Transported soil and residual soil are two distinct types of soils that form under different geological processes. They vary in their composition, characteristics, and distribution, making it important to understand their differences. Whether you’re a soil scientist, a builder, or simply curious about the Earth’s dynamic processes, this article will shed light on the disparities between transported and residual soil.

In the following sections, we will delve into the definitions, formation processes, compositions, and characteristics of both transported and residual soil. We will also explore examples of each type and discuss the importance of distinguishing them.

So, let’s begin our journey into the fascinating world of soil and uncover the mysteries of transported and residual soil!

 

Definition of Transported Soil

Transported soil, also known as extrusive soil, is a type of soil that originates from a different location and is transported to its current position through various natural processes. These processes can include wind, water, glaciers, and mass movements such as landslides. Unlike residual soil, which forms in the same location where it is found, transported soil is carried and deposited from its source area.

The transportation of soil can occur over short or long distances, depending on the specific agent of transport. For example, wind can carry fine particles of soil, such as silt or clay, for hundreds of kilometers before deposition. On the other hand, water can transport soil through erosion, river currents, and even coastal processes, resulting in the deposition of sediment in new locations.
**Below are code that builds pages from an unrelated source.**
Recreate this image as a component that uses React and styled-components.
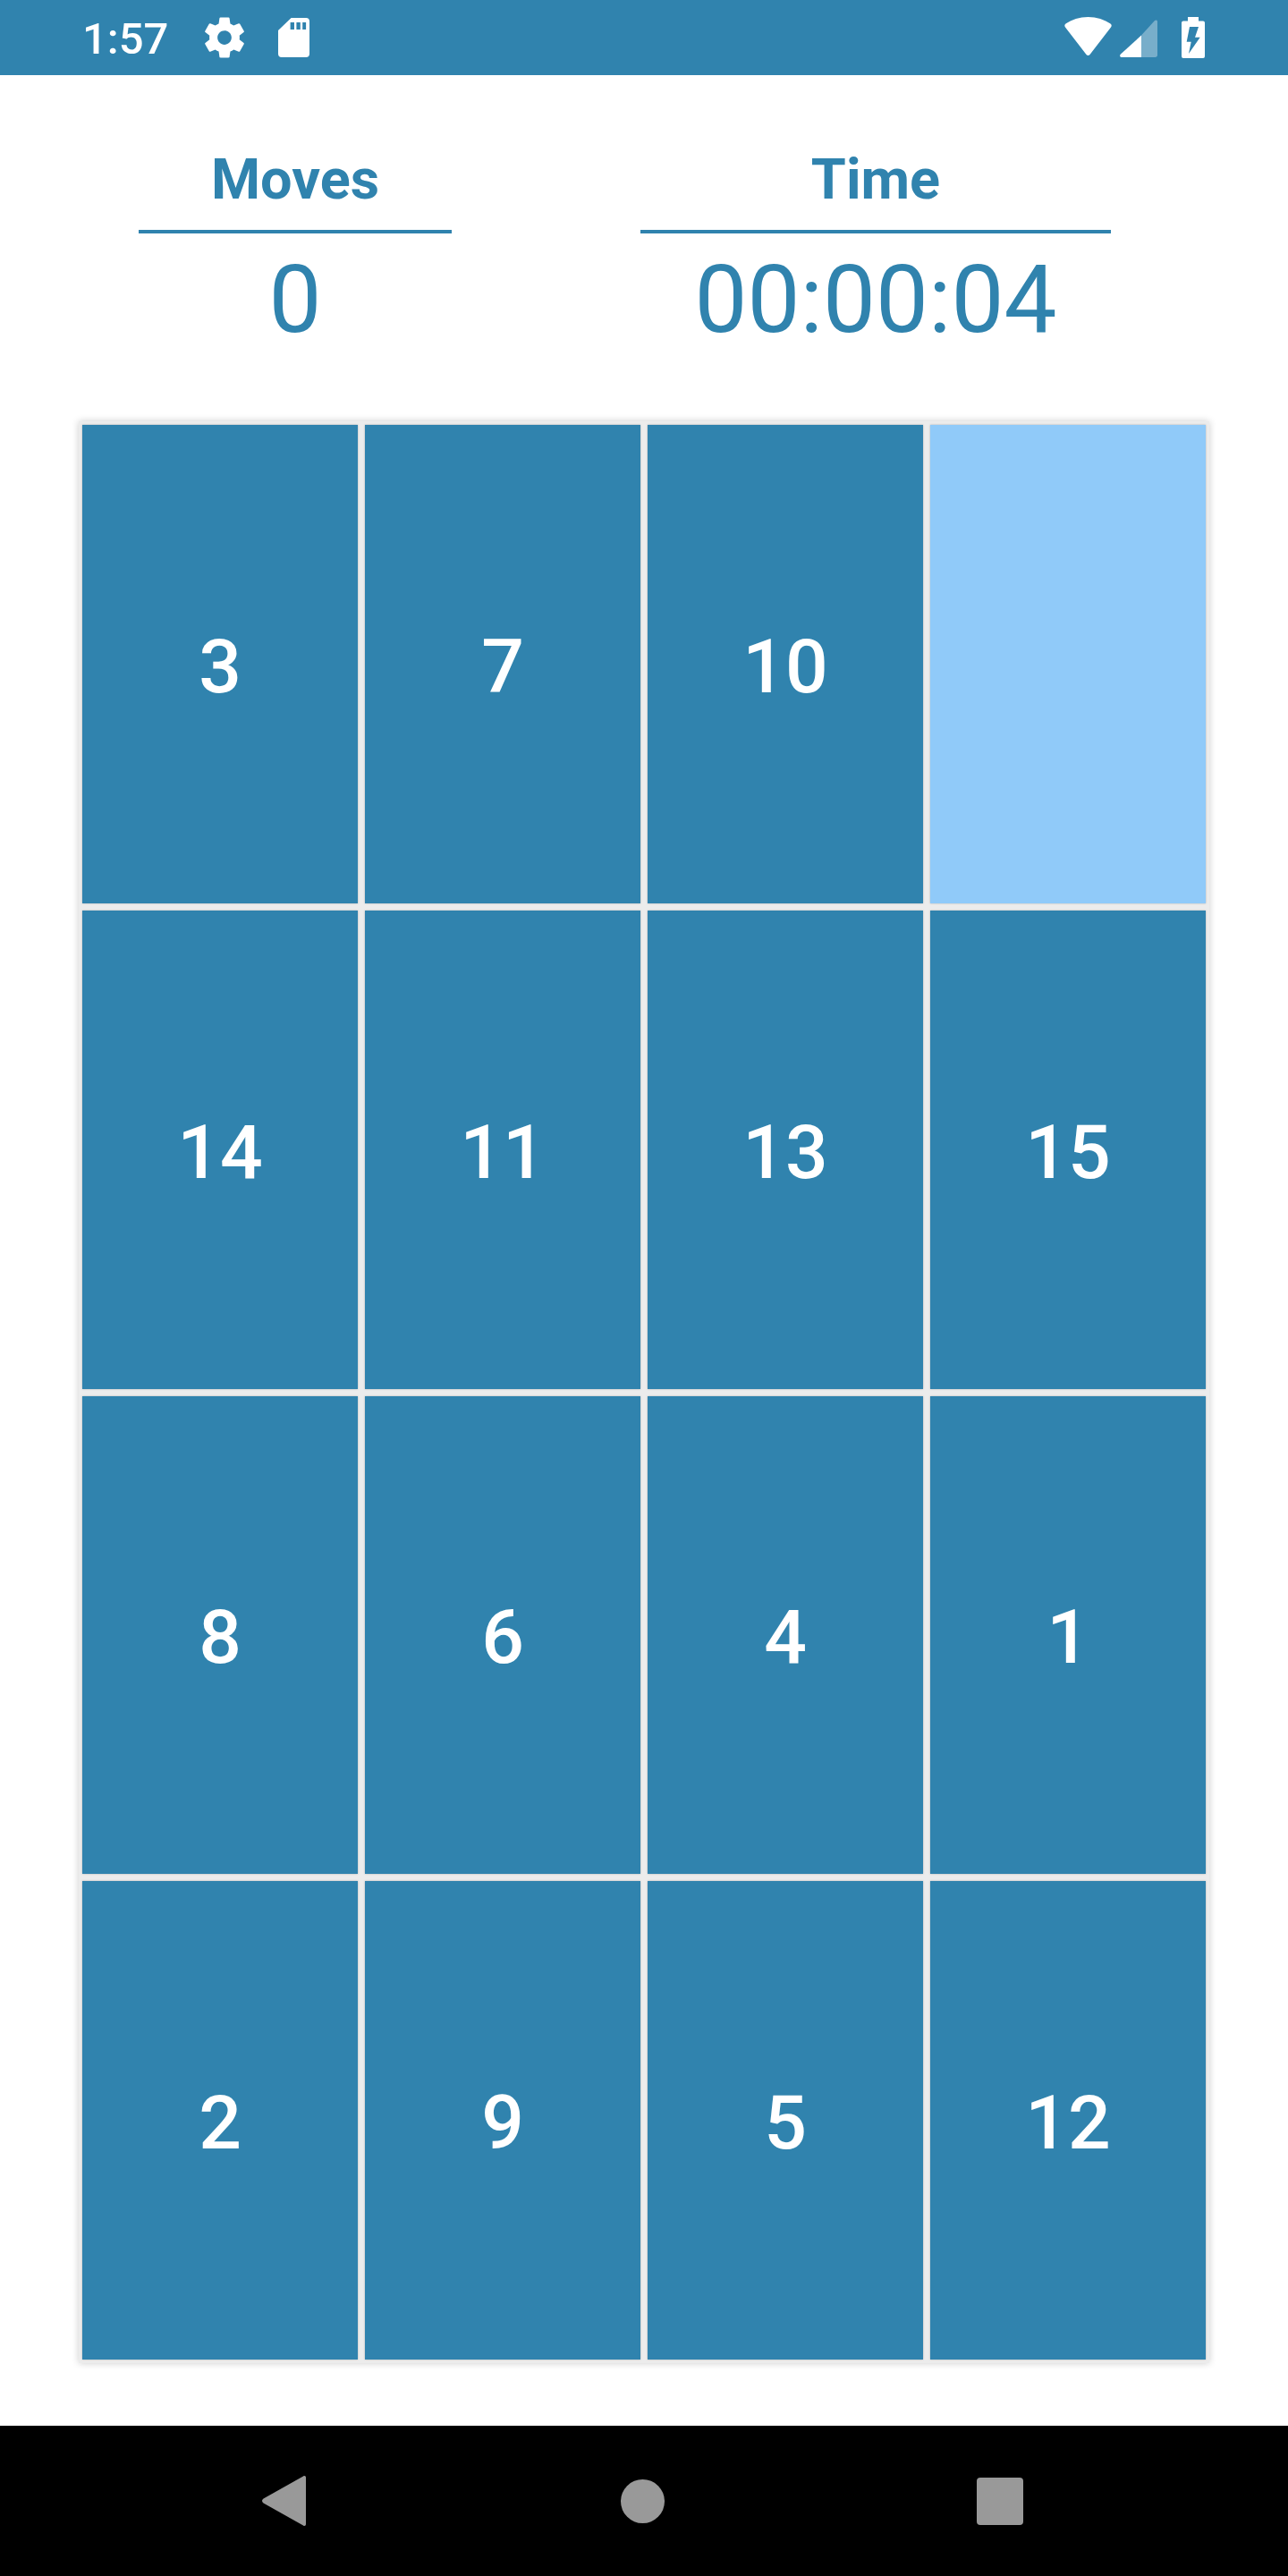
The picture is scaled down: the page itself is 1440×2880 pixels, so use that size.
import styled, { createGlobalStyle } from 'styled-components';

const GlobalStyle = createGlobalStyle`
  html, body {
    margin: 0;
    padding: 0;
    background: #fff;
  }
`;

const TILES = [3, 7, 10, null, 14, 11, 13, 15, 8, 6, 4, 1, 2, 9, 5, 12];

function App() {
  return (
    <Screen>
      <GlobalStyle />
      <StatusBar>
        <Clock>1:57</Clock>
        <GearIcon viewBox="0 0 24 24">
          <path d="M19.43 12.98c.04-.32.07-.64.07-.98s-.03-.66-.07-.98l2.11-1.65c.19-.15.24-.42.12-.64l-2-3.46c-.12-.22-.39-.3-.61-.22l-2.49 1c-.52-.4-1.08-.73-1.69-.98l-.38-2.65C14.46 2.18 14.25 2 14 2h-4c-.25 0-.46.18-.49.42l-.38 2.65c-.61.25-1.17.59-1.69.98l-2.49-1c-.23-.09-.49 0-.61.22l-2 3.46c-.13.22-.07.49.12.64l2.11 1.65c-.04.32-.07.65-.07.98s.03.66.07.98l-2.11 1.65c-.19.15-.24.42-.12.64l2 3.46c.12.22.39.3.61.22l2.49-1c.52.4 1.08.73 1.69.98l.38 2.65c.03.24.24.42.49.42h4c.25 0 .46-.18.49-.42l.38-2.65c.61-.25 1.17-.59 1.69-.98l2.49 1c.23.09.49 0 .61-.22l2-3.46c.12-.22.07-.49-.12-.64l-2.11-1.65zM12 15.5c-1.93 0-3.5-1.57-3.5-3.5s1.57-3.5 3.5-3.5 3.5 1.57 3.5 3.5-1.57 3.5-3.5 3.5z" />
        </GearIcon>
        <SdIcon viewBox="0 0 36 44" preserveAspectRatio="none">
          <path
            fillRule="evenodd"
            d="M15 0H32a4 4 0 0 1 4 4V40a4 4 0 0 1-4 4H4a4 4 0 0 1-4-4V14ZM14 5V13H18.500V5ZM21 5V13H25.500V5ZM28 5V13H32V5Z"
          />
        </SdIcon>
        <Spacer />
        <WifiIcon viewBox="0 0 53 43">
          <path d="M1.500 7.500C8 3 17 0 26.500 0S45 3 51.500 7.500C53 8.500 53 10 52 11.500L28.500 42C27.500 43.300 25.500 43.300 24.500 42L1 11.500C0 10 0 8.500 1.500 7.500Z" />
        </WifiIcon>
        <SignalIcon viewBox="0 0 42 42">
          <path d="M24 17.500V42H2C0.300 42-.5 40 .7 38.800Z" />
          <path opacity="0.35" d="M24 17.500L39 1C40.200-.2 42 .5 42 2V39.500C42 41 41 42 39.500 42H24Z" />
        </SignalIcon>
        <BatteryIcon viewBox="0 0 26 46">
          <path
            fillRule="evenodd"
            d="M7 0H19V4.500H24A2 2 0 0 1 26 6.500V44A2 2 0 0 1 24 46H2A2 2 0 0 1 0 44V6.500A2 2 0 0 1 2 4.500H7ZM9 11L5.700 27.700H10.700L8 41L20.700 22.700H15L19 11Z"
          />
        </BatteryIcon>
      </StatusBar>

      <Main>
        <Stats>
          <Stat $width={350}>
            <StatLabel>Moves</StatLabel>
            <StatValue>0</StatValue>
          </Stat>
          <Stat $width={526}>
            <StatLabel>Time</StatLabel>
            <StatValue>00:00:04</StatValue>
          </Stat>
        </Stats>

        <Board>
          {TILES.map((n, i) => (
            <Tile key={i} $empty={n === null}>
              {n}
            </Tile>
          ))}
        </Board>
      </Main>

      <NavBar>
        <NavIcon $width={49} $height={56} viewBox="0 0 49 56">
          <path d="M46 .6C47.500-.5 49 .3 49 2V54C49 55.700 47.500 56.500 46 55.400L1.500 30.500C-.5 29-.5 27 1.500 25.500Z" />
        </NavIcon>
        <HomeDot />
        <RecentSquare />
      </NavBar>
    </Screen>
  );
}

const Screen = styled.div`
  display: flex;
  flex-direction: column;
  width: 1440px;
  height: 2880px;
  background: #fff;
  overflow: hidden;
  font-family: Roboto, 'Liberation Sans', sans-serif;
`;

const StatusBar = styled.header`
  display: flex;
  align-items: flex-start;
  height: 84px;
  padding: 0 93px 0 92px;
  box-sizing: border-box;
  background: #3083ae;
  fill: #fff;
`;

const Clock = styled.span`
  width: 134px;
  margin-top: 16px;
  font-size: 49px;
  line-height: 56px;
  font-weight: 500;
  color: #fff;
`;

const GearIcon = styled.svg`
  width: 54px;
  height: 54px;
  margin: 15px 0 0 -2px;
`;

const SdIcon = styled.svg`
  width: 35px;
  height: 44px;
  margin: 20px 0 0 33px;
`;

const Spacer = styled.div`
  flex: 1;
`;

const WifiIcon = styled.svg`
  width: 53px;
  height: 43px;
  margin-top: 19px;
`;

const SignalIcon = styled.svg`
  width: 42px;
  height: 42px;
  margin: 22px 0 0 9px;
`;

const BatteryIcon = styled.svg`
  width: 26px;
  height: 46px;
  margin: 19px 0 0 27px;
`;

const Main = styled.main`
  flex: 1;
  display: flex;
  flex-direction: column;
  padding: 0 88px;
`;

const Stats = styled.section`
  display: flex;
  gap: 211px;
  height: 387px;
  padding: 80px 0 0 67px;
  box-sizing: border-box;
`;

const Stat = styled.div`
  width: ${(p) => p.$width}px;
  text-align: center;
  color: #3083ae;
`;

const StatLabel = styled.div`
  height: 93px;
  border-bottom: 4px solid #3083ae;
  font-size: 63px;
  line-height: 74px;
  font-weight: 700;
`;

const StatValue = styled.div`
  padding-top: 15px;
  font-size: 105px;
  line-height: 120px;
  font-weight: 400;
`;

const Board = styled.section`
  display: grid;
  grid-template-columns: repeat(4, 308px);
  grid-template-rows: repeat(4, 534.75px);
  gap: 8px;
  padding: 4px;
  background: #ececec;
  box-shadow: 0 0 8px rgba(0, 0, 0, 0.2);
`;

const Tile = styled.div`
  display: flex;
  align-items: center;
  justify-content: center;
  padding-top: 6px;
  box-sizing: border-box;
  background: ${(p) => (p.$empty ? '#90caf9' : '#3083ae')};
  box-shadow: 0 0 2px rgba(0, 0, 0, 0.25);
  color: #fff;
  font-size: 84px;
  font-weight: 500;
`;

const NavBar = styled.nav`
  display: flex;
  align-items: center;
  height: 168px;
  padding: 0 296px 0 293px;
  box-sizing: border-box;
  justify-content: space-between;
  background: #000;
`;

const NavIcon = styled.svg`
  width: ${(p) => p.$width}px;
  height: ${(p) => p.$height}px;
  fill: #999;
`;

const HomeDot = styled.div`
  width: 49px;
  height: 49px;
  margin-left: 3px;
  border-radius: 50%;
  background: #999;
`;

const RecentSquare = styled.div`
  width: 52px;
  height: 53px;
  border-radius: 4px;
  background: #999;
`;

export default App;
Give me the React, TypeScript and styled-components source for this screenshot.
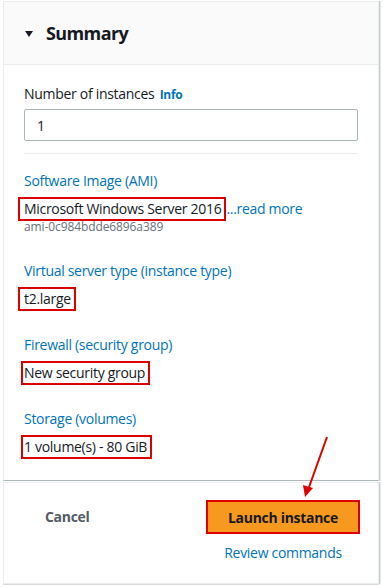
import React from 'react';
import styled, { createGlobalStyle } from 'styled-components';

const GlobalStyle = createGlobalStyle`
    html, body {
        margin: 0;
        padding: 0;
        background: #ffffff;
    }
    body {
        font-family: 'Open Sans', 'Noto Sans', sans-serif;
        color: #16191f;
        letter-spacing: -0.3px;
    }
`;

interface Field {
    label: string;
    value: string;
    inset: number;
    extra?: string;
    note?: string;
}

const fields: Array<Field> = [
    { label: 'Software Image (AMI)', value: 'Microsoft Windows Server 2016', inset: 6, extra: '...read more', note: 'ami-0c984bdde6896a389' },
    { label: 'Virtual server type (instance type)', value: 't2.large', inset: 6 },
    { label: 'Firewall (security group)', value: 'New security group', inset: 3 },
    { label: 'Storage (volumes)', value: '1 volume(s) - 80 GiB', inset: 3 },
];

function App() {
    return (
        <Page>
            <GlobalStyle />
            <Card>
                <Header>
                    <Caret />
                    <Title>Summary</Title>
                </Header>
                <Body>
                    <InstanceLabel>
                        Number of instances <InfoLink>Info</InfoLink>
                    </InstanceLabel>
                    <CountInput value="1" readOnly />
                    <Divider />
                    {fields.map(f => (
                        <FieldBlock key={f.label}>
                            <FieldLabel>{f.label}</FieldLabel>
                            <ValueRow>
                                <Marked $inset={f.inset}>{f.value}</Marked>
                                {f.extra && <ReadMore>{f.extra}</ReadMore>}
                            </ValueRow>
                            {f.note && <Note>{f.note}</Note>}
                        </FieldBlock>
                    ))}
                </Body>
            </Card>
            <Footer>
                <CancelButton>Cancel</CancelButton>
                <Actions>
                    <LaunchButton>Launch instance</LaunchButton>
                    <ReviewLink>Review commands</ReviewLink>
                </Actions>
            </Footer>
            <Arrow width="40" height="70" viewBox="0 0 40 70">
                <line x1="32" y1="2" x2="13" y2="55" stroke="#dc0000" strokeWidth="2" />
                <polygon points="10,62 8,50 18,53" fill="#dc0000" />
            </Arrow>
        </Page>
    );
}

export default App;

const Page = styled.div`
    position: relative;
    width: 383px;
    height: 587px;
    padding: 1px 4px 0 3px;
    box-sizing: border-box;
`;

const Card = styled.div`
    background: #ffffff;
    border: 1px solid #eaeded;
    border-bottom: 1px solid #aab7b8;
    box-shadow: 1px 0 0 0 #c8cfd0, 2px 0 0 0 #e4e8e8;
    height: 480px;
    box-sizing: border-box;
    display: flex;
    flex-direction: column;
`;

const Header = styled.div`
    height: 63px;
    background: #fafafa;
    border-bottom: 1px solid #eaeded;
    display: flex;
    align-items: center;
    padding-left: 21px;
    box-sizing: border-box;
    gap: 13px;
`;

const Caret = styled.span`
    width: 0;
    height: 0;
    border-left: 4px solid transparent;
    border-right: 4px solid transparent;
    border-top: 6px solid #16191f;
    margin-top: 1px;
`;

const Title = styled.h2`
    margin: 0;
    font-size: 18px;
    font-weight: 700;
    color: #16191f;
    letter-spacing: -0.6px;
`;

const Body = styled.div`
    padding: 19px 20px 0 20px;
    display: flex;
    flex-direction: column;
`;

const InstanceLabel = styled.div`
    font-size: 14px;
    line-height: 20px;
    color: #16191f;
`;

const InfoLink = styled.span`
    font-size: 12px;
    font-weight: 700;
    color: #0073bb;
    margin-left: 2px;
`;

const CountInput = styled.input`
    margin-top: 4px;
    height: 32px;
    box-sizing: border-box;
    border: 1px solid #aab7b8;
    border-radius: 2px;
    padding: 0 12px;
    font-family: 'Open Sans', 'Noto Sans', sans-serif;
    font-size: 14px;
    color: #16191f;
    outline: none;
`;

const Divider = styled.div`
    margin-top: 12px;
    border-top: 1px solid #eaeded;
`;

const FieldBlock = styled.div`
    display: flex;
    flex-direction: column;
    margin-top: 17px;
    & + & {
        margin-top: 26px;
    }
`;

const FieldLabel = styled.div`
    font-size: 14px;
    line-height: 20px;
    color: #0073bb;
`;

const ValueRow = styled.div`
    margin-top: 8px;
    display: flex;
    align-items: center;
    font-size: 14px;
    line-height: 20px;
`;

const Marked = styled.span<{ $inset: number }>`
    display: inline-block;
    border: 2px solid #dc0000;
    margin: -2px 0 -2px ${p => -p.$inset}px;
    padding: 0 3px 0 ${p => p.$inset - 2}px;
    color: #16191f;
    white-space: nowrap;
`;

const ReadMore = styled.span`
    color: #0073bb;
    white-space: nowrap;
`;

const Note = styled.div`
    font-size: 12px;
    line-height: 16px;
    color: #687078;
    letter-spacing: -0.1px;
`;

const Footer = styled.div`
    height: 102px;
    margin-top: 1px;
    background: #ffffff;
    border: 1px solid #eaeded;
    box-shadow: 1px 0 0 0 #c8cfd0, 2px 0 0 0 #e4e8e8, 0 1px 0 0 #d5dbdb;
    box-sizing: border-box;
    display: flex;
    justify-content: space-between;
    align-items: flex-start;
    padding: 17px 18px 0 41px;
`;

const CancelButton = styled.span`
    margin-top: 7px;
    font-size: 14px;
    line-height: 20px;
    font-weight: 700;
    color: #545b64;
`;

const Actions = styled.div`
    display: flex;
    flex-direction: column;
    align-items: center;
    gap: 9px;
`;

const LaunchButton = styled.div`
    width: 154px;
    height: 34px;
    box-sizing: border-box;
    background: #f8991f;
    border: 2px solid #dc0000;
    display: flex;
    align-items: center;
    justify-content: center;
    font-size: 14px;
    font-weight: 700;
    color: #16191f;
`;

const ReviewLink = styled.span`
    font-size: 14px;
    line-height: 20px;
    color: #0073bb;
`;

const Arrow = styled.svg`
    position: absolute;
    left: 295px;
    top: 435px;
`;
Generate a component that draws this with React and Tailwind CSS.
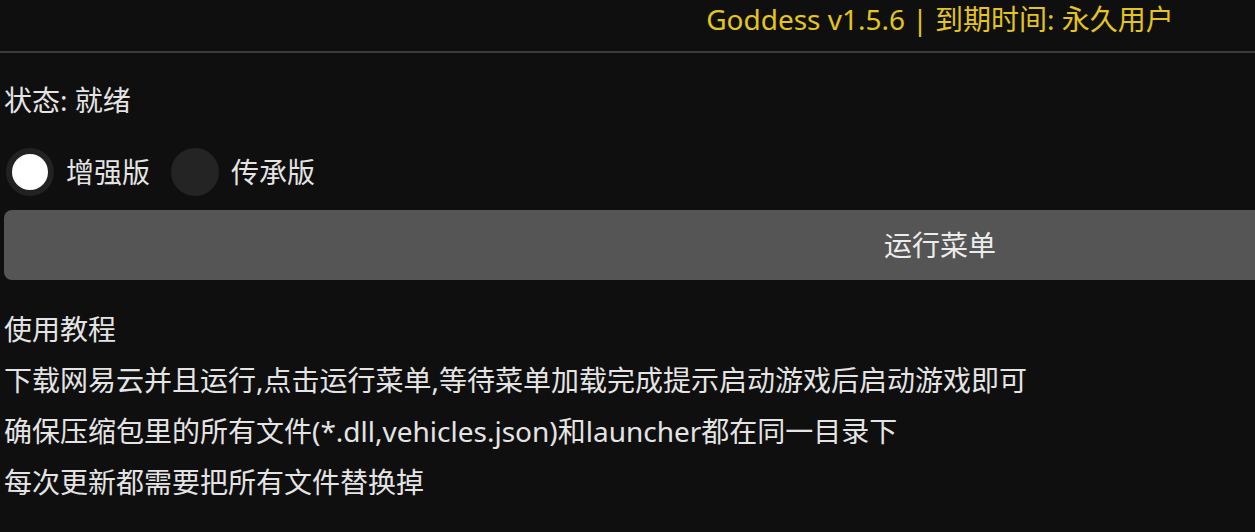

The characteristics of transported soil vary depending on the processes involved in its transportation. For instance, soils transported by wind, known as aeolian soil, are typically well-sorted, with fine particles and low organic matter content. This is due to the wind’s ability to suspend and transport only small particles over long distances, leaving behind larger particles.

Soils transported by water, called alluvial soil, are often composed of various-sized particles, ranging from fine silt and clay to larger sand and gravel. The deposition of alluvial soil occurs in river valleys, floodplains, deltas, and coastal areas, where water currents carry and deposit sediment over time.

Glacial soil, also known as glacial till, is another type of transported soil. Glaciers are capable of moving vast amounts of soil and debris as they advance and retreat. As glaciers melt, they deposit the debris they carry, resulting in the formation of unique glacial soils. These soils can contain a heterogeneous mixture of particles, including clay, silt, sand, and larger boulders.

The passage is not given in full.